Plus que jamais, je veux œuvrer à cette articulation compliquée mais nécessaire entre le « je » et le « nous ».
Plus que jamais nous avons besoin d'un cadre collectif qui permette l'épanouissement des singularités, les revendications légitimes à l'autonomie et à la reconnaissance.
Je veux, avec vous tous ici présents, porter une grande mobilisation républicaine, prolongeant le mouvement populaire du 11 janvier, pour convaincre tous ceux qui ne sont pas Charlie que notre histoire est grande, et que cette histoire est la leur.
Je veux les convaincre que la République reste notre horizon commun.
Je veux les convaincre que si la République a failli – et elle a parfois failli – alors, il faut réparer, mais pas détruire.
A côté de la réponse régalienne, urgente, nécessaire, efficace, qu'a apportée le Gouvernement, il nous faut aussi apporter une réponse sociale et éducative.
Cette réponse-là sera forcément collective. Je souhaite en donner l'impulsion mais dans ces domaines, dans ce qui touche à l'humain et qui est par définition fragile, mouvant, insaisissable, il convient d'agir avec humilité.
Chacun détient une part de vérité et l'effort de tous est indispensable : Etat, collectivités, associations, simples citoyens.
La réponse ne sera pas univoque mais globale : éducation nationale et populaire, culture, jeunesse, logement, sports, vie associative… nous réussirons dans la coopération et l'articulation de tous ces champs.
Dès le soir des attentats de Charlie Hebdo, j'ai commencé à réunir avec Myriam El Khomri les acteurs associatifs.
Nous continuerons ce travail de concertation et de mobilisation tout au long du mois de février avec comme perspective de livrer début mars, à l'occasion d'un comité interministériel dédié, un plan d'action partagé, qui engagera tous ceux qui auront bien voulu participer à son élaboration.
Quels sont nos objectifs ?
Casser les ghettos et reconstruire le lien à la République.
Nous devrons sans doute revoir la politique de construction et d'attribution des logements.
Il faudra accélérer le retour des services publics dans les quartiers prioritaires et faire en sorte que ces quartiers offrent un cadre de vie digne et même exaltant à leurs habitants.
Les adultes seront amenés à davantage se parler pour former une véritable communauté éducative autour de l'adolescent. Celui-ci ne doit jamais rester livré à lui-même.

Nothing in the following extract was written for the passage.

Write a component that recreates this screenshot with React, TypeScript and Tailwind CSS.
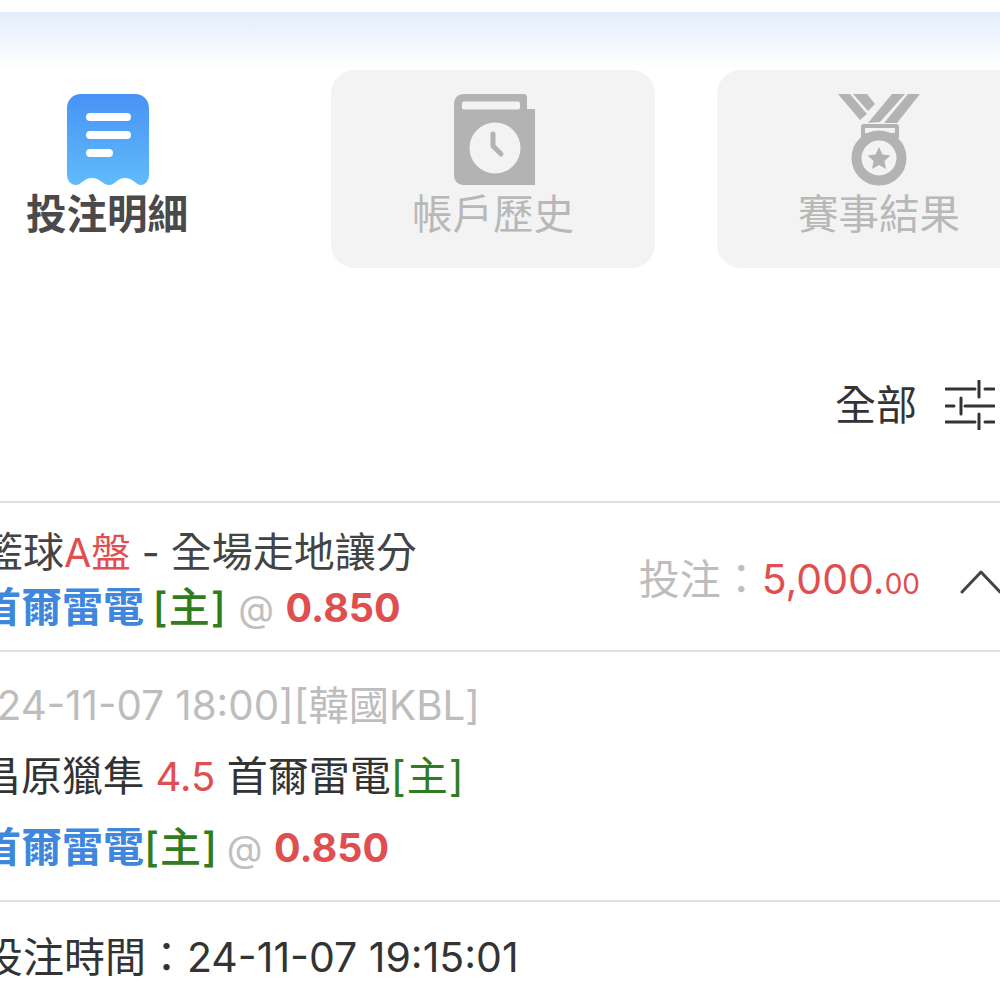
const fontStack = 'font-["Inter","Noto_Sans_CJK_TC",sans-serif]';

function ReceiptIcon() {
  return (
    <svg width="82" height="92" viewBox="0 0 82 92" className="ml-[2px] shrink-0">
      <defs>
        <linearGradient id="receipt" x1="0" y1="0" x2="0" y2="1">
          <stop offset="0" stopColor="#4893f6" />
          <stop offset="1" stopColor="#60bbfa" />
        </linearGradient>
      </defs>
      <path
        d="M14 0H68C76 0 82 6 82 14V80C82 87 78 91 74 91C69 91 66 84 58 84C50 84 48 91 42 91C36 91 33 84 25 84C17 84 14 91 9 91C4 91 0 87 0 80V14C0 6 6 0 14 0Z"
        fill="url(#receipt)"
      />
      <path d="M23 23H60M23 41H60M23 59H42" stroke="#fff" strokeWidth="8" strokeLinecap="round" />
    </svg>
  );
}

function BookIcon() {
  return (
    <svg width="82" height="92" viewBox="0 0 82 92" className="ml-[4px] shrink-0">
      <path d="M10 0H69C72 0 73 1 73 4V15H81V91H10C4 91 0 87 0 81V10C0 4 4 0 10 0Z" fill="#b3b3b3" />
      <rect x="8" y="7.500" width="58" height="8" rx="2" fill="#f3f3f3" />
      <circle cx="41" cy="54" r="25.500" fill="#f3f3f3" />
      <path d="M39 40V52L47 60" fill="none" stroke="#b3b3b3" strokeWidth="5" strokeLinecap="round" strokeLinejoin="round" />
    </svg>
  );
}

function MedalIcon() {
  return (
    <svg width="82" height="92" viewBox="0 0 82 92" className="shrink-0" fill="#b3b3b3">
      <path d="M0 0H12L29 20L22 26Z" />
      <path d="M15 0H29L37 10L30 17Z" />
      <path d="M54 0H67L42 28L30 29Z" />
      <path d="M70 0H82L59 29H46Z" />
      <path fillRule="evenodd" d="M26 30H58C60 30 61 31 61 33V44H23V33C23 31 24 30 26 30ZM27 34V39H57V34Z" />
      <ellipse cx="41" cy="64" rx="22.500" ry="22.500" fill="#f3f3f3" stroke="#b3b3b3" strokeWidth="10" />
      <path d="M41 53L44.500 60.500L52.500 61.500L46.500 67L48 75L41 71L34 75L35.500 67L29.500 61.500L37.500 60.500Z" />
    </svg>
  );
}

function FilterIcon() {
  return (
    <svg width="50" height="50" viewBox="0 0 50 50" className="shrink-0" stroke="#333" strokeWidth="3" strokeLinecap="round">
      <path d="M1 9H30M40 9H49M34 1V17" />
      <path d="M1 26H9M20 26H49M16 18V34" />
      <path d="M1 42H30M40 42H49M34 34V49" />
    </svg>
  );
}

function ChevronUp() {
  return (
    <svg width="44" height="24" viewBox="0 0 44 24" className="shrink-0" fill="none" stroke="#444" strokeWidth="3" strokeLinecap="round" strokeLinejoin="round">
      <path d="M2 22L21 2L40 22" />
    </svg>
  );
}

function Tab({ icon, label, active }: { icon: React.ReactNode; label: string; active?: boolean }) {
  return (
    <div
      className={`flex h-[198px] w-[324px] shrink-0 flex-col items-center rounded-[24px] pt-6 ${
        active ? 'bg-white' : 'bg-[#f3f3f3]'
      }`}
    >
      {icon}
      <span className={`text-[40.500px] leading-[58px] ${active ? 'font-bold text-[#4a4a4a]' : 'text-[#b8b8b8]'}`}>{label}</span>
    </div>
  );
}

// same pick line is used in the summary and in the detail
function Pick({ spaced }: { spaced?: boolean }) {
  return (
    <div className="-ml-[2px] whitespace-nowrap">
      <span className="font-semibold text-[#3f87dd]">首爾雷電</span>
      {spaced ? ' ' : ''}
      <span className={`inline-block font-medium tracking-[1px] text-[#2f7d20] ${spaced ? '-ml-[3px]' : ''}`}>[主]</span>{' '}
      <span className={`inline-block text-[37px] text-[#c0c0c0] ${spaced ? '' : '-ml-[3px]'}`}>@</span>{' '}
      <span className="text-[39.500px] font-bold text-[#e04f4f]">0.850</span>
    </div>
  );
}

export default function App() {
  return (
    <div className={`h-[1000px] w-[1000px] overflow-hidden bg-white ${fontStack}`}>
      <div className="mt-3 h-[58px] bg-gradient-to-b from-[#e2eefc] to-white" />

      {/* Tabs */}
      <div className="-ml-[55px] flex gap-[62px]">
        <Tab icon={<ReceiptIcon />} label="投注明細" active />
        <Tab icon={<BookIcon />} label="帳戶歷史" />
        <Tab icon={<MedalIcon />} label="賽事結果" />
      </div>

      {/* Filter */}
      <div className="flex h-[233px] items-end justify-end gap-[28px] pb-[67px] pr-[5px]">
        <span className="text-[41px] leading-[58px] text-[#333]">全部</span>
        <div className="pb-1">
          <FilterIcon />
        </div>
      </div>

      {/* Bet summary */}
      <div className="-ml-[18px] flex h-[151px] items-center justify-between border-y-2 border-[#e0e0e0] pt-[10px]">
        <div className="text-[41px] leading-[58px]">
          <div className="h-[52px] whitespace-nowrap leading-[52px] text-[#444]">
            籃球<span className="text-[39.500px] text-[#e04f4f]">A盤</span>
            <span className="text-[39px]"> - </span>全場走地讓分
          </div>
          <Pick spaced />
        </div>
        <div className="-mr-[4px] flex items-center gap-[40px]">
          <div className="whitespace-nowrap text-[41px] leading-[58px]">
            <span className="text-[#bdbdbd]">投注：</span>
            <span className="text-[#e04f4f]">
              5,000.<span className="text-[28px]">00</span>
            </span>
          </div>
          <ChevronUp />
        </div>
      </div>

      {/* Bet detail */}
      <div className="-ml-[18px] flex h-[250px] flex-col border-b-2 border-[#e0e0e0] pt-[19px] text-[41px] leading-[70px]">
        <div className="whitespace-nowrap text-[40.300px] text-[#bdbdbd]">[24-11-07 18:00][韓國KBL]</div>
        <div className="-ml-[2px] whitespace-nowrap text-[#333]">
          昌原獵隼 <span className="text-[40px] text-[#e04f4f]">4.5</span> 首爾雷電
          <span className="inline-block tracking-[1px] text-[#2f7d20]">[主]</span>
        </div>
        <Pick />
      </div>

      <div className="-ml-[18px] whitespace-nowrap pt-5 text-[41px] leading-[70px] text-[#333]">投注時間：24-11-07 19:15:01</div>
    </div>
  );
}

Nous viserons un accompagnement personnalisé de chaque jeune, dans ses études puis dans son insertion, avec une variété de solution plus ou moins « encadrante ».
Nous soutiendrons les parents qui en éprouvent le besoin, y compris dans l'apprentissage du français.
Nous lutterons partout contre les discours radicaux, complotistes et racistes, dans les classes, dans les clubs sportifs, dans les structures d'éducation populaire, et bien évidemment sur internet où ils se prolifèrent.
Nous réarmerons les adultes pour faire face à tous ces contre-discours qui sapent notre idéal républicain. Nous serons notamment intransigeants quant au respect de l'égalité entre les femmes et les hommes.
Voilà quelques-uns des axes saillants de la mobilisation républicaine dont le Premier Ministre m'a confié l'animation, avec Myriam El Khomri, mais qui concerne aussi Thierry Braillard et d'autres ministres du gouvernement.
Encore une fois, c'est un travail collectif.
Cela a quelque chose d'étrange de le dire comme ça, mais je crois que nous avons un combat à mener pour réhabiliter la vie.
J'aimerais que tous mes concitoyens, en priorité les jeunes – mais pas seulement eux, il ne faut pas toujours se tourner vers eux – retrouvent le goût de la vie, c'est-à-dire de la liberté, du rire, de l'amour et de l'amitié, de la fraternité, de la création, du beau.
C'est tout cela qui doit l'emporter sur l'idéologie morbide de ceux qui nous attaquent.
Et aussi, ce qui est peut-être plus difficile à cerner, sur une forme d'indifférence, de relativisme.
Ce début d'année laisse penser que le pire comme le meilleur sont possibles.
Je souhaite à chacun une excellente année 2015, pleine de vie justement, et je nous souhaite collectivement de trouver la force pour faire le choix du meilleur.